Price action: Corn futures rallied into the close to finish mostly around 6 cents higher through the September 2014 contract, with farther-deferred futures up mostly 3 to 5 cents. Funds bought 8,000 contracts (40 million bu.) of corn today.
Fundamental outlook: Futures were supported by short-covering, but gains extended on rumors of Chinese purchases. Confirmation of such purchases are unlikely until the government reopens, as importers are usually close-lipped about making purchases.
Light showers were moving across areas of the Corn Belt today, which slowed harvest progress. But harvest is expected to pick up as drier weather is expected to extend well into next week, say forecasters.
Technical outlook: December corn futures posted an upside day of trade on the daily chart. The high-range close gives bulls momentum heading into overnight trade. But the contract has a lot of work ahead in order to signal a seasonal low has been posted. A close above $4.50 would improve technical momentum, although it would take a return above $4.75 to confirm a low has been struck.
Hedgers: 25% of expected 2013-crop production is sold via cash forward contract for harvest delivery.
Cash-only marketers: 25% of expected 2013-crop production is sold via forward contract for harvest delivery.
Price action: Soybeans settled fractionally to 6 cents lower through the August 2014 contract, with the November contract pacing losses. Far-deferred months posted marginal gains.
Fundamental outlook: Soybean futures saw a split day of trade amid some bull spread unwinding as well as some spreading activity with the corn market. With harvest thought to be around 45% complete, harvest-related hedge pressure remains a weight on the market and bulls will continue to face stiff headwinds, despite signs of improving demand.
Weekly soybean export inspections of 47.381 million bu. for the week ended Oct. 10 topped already high expectations and rose nearly 17 million bu. from the week prior. This compares to average weekly inspections of roughly 9.1 million bu. for the month of September.
Technical outlook: November soybean futures saw an inside day of trade, leaving support at yesterday's low of $12.61 3/4, followed by the July low of $12.25. The contract must move back above $13.00 and the October high of $13.05 3/4 to signal a low may be in the works.
Hedgers: Get to 100% sold in the cash market on expected 2013-crop production. We'll manage risk on the board the remainder of the marketing year.
Cash-only marketers: Get to 75% sold on expected 2013-crop production.
Price action: SRW wheat futures closed 5 to 6 cents lower today, HRW wheat ended mostly 4 to 5 cents lower and HRS futures finished 3 to 6 cents lower. That was a low-range close for all three flavors.
Fundamental outlook: After actively adding long wheat/short corn positions the past several weeks, traders unwound those spreads today. Fundamental backing for the spread unwinding came from favorable weather in the Plains as rains are boosting soil moisture and winter wheat crop development in the region. A lack of fresh demand news and a firmer dollar also contributed to the corrective selling in the wheat market today.
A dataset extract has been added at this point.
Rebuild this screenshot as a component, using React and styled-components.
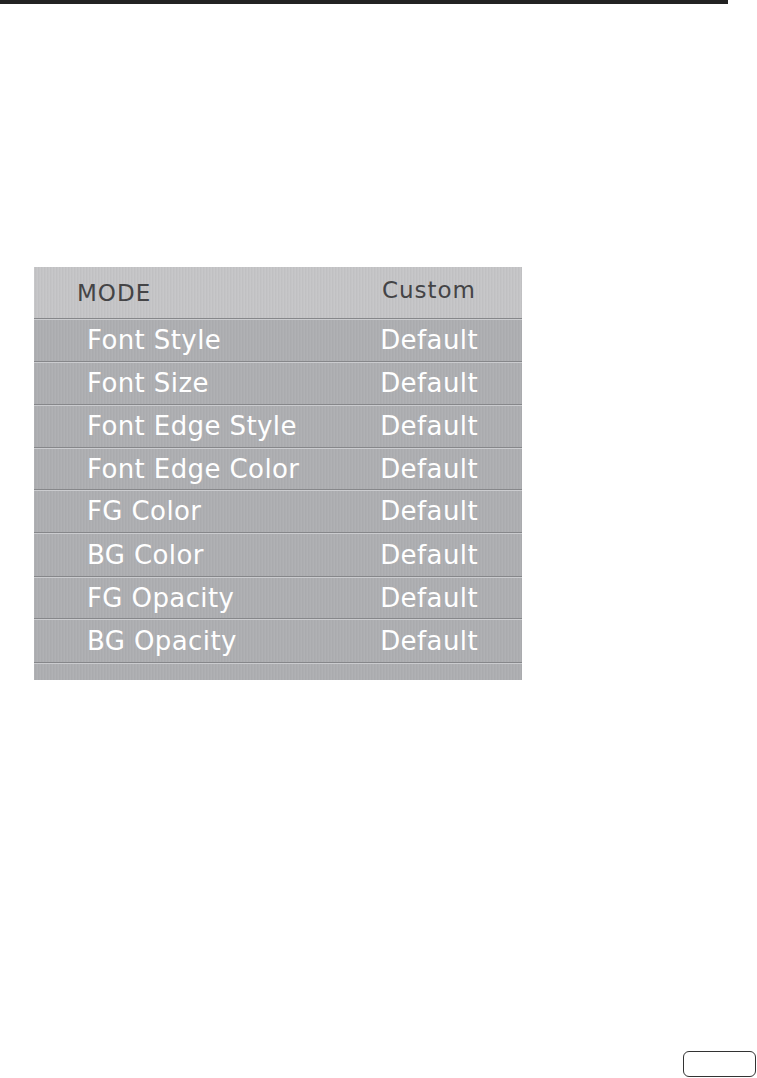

While winter wheat seeding is behind normal in Ukraine and Russia, some of those seeding efforts have restarted after prolonged delays due to excessive wetness. Therefore, production concerns in the Black Sea region have temporarily eased somewhat. But crop concerns are building in China as the country's top two wheat production provinces are experiencing dryness/drought.
Technical outlook: December SRW wheat futures continue to consolidate following the correction from the September low. The eventual breakout from the short-term consolidation range from $6.72 1/2 to $6.99 3/4 will determine if the contract rolls over to challenge the September and August lows or extends the price recovery.
Hedgers: 50% of 2013-crop is sold in the cash market.
Cash-only marketers: 25% of 2013-crop is sold.
Price action: Cotton futures closed 9 to 27 points higher, which was mid-range in all but some of the far-deferred contracts that closed low-range.
Fundamental outlook: Cotton futures were boosted by mild short-covering for much of the day, though buying interest was limited by strength in the U.S. dollar index. As the government shutdown drags on and with the debt ceiling looming, traders remain hesitant to actively add positions on either side of the market.
With government data absent, traders are turning to private crop reports for guidance on the crop. Early yield reports are relatively strong, which is likely to limit near-term buying interest unless there's bullish demand news.
Technical outlook: Key near-term support for December cotton futures lies at Oct. 9 low at 83.10 cents, the September low at 82.11 cents and the June low at 81.72 cents. To the upside, there isn't much strong resistance until the Oct. 3 high at 87.78 cents and then the June high at 89.56 cents.
Hedgers: 50% of expected 2013-crop production is hedged in December cotton futures at 83.87 cents. 50% of expected 2013-crop production is also sold via cash forward contract for harvest delivery.
Cash-only marketers: 50% of expected 2013-crop production is sold via cash forward contract for harvest delivery.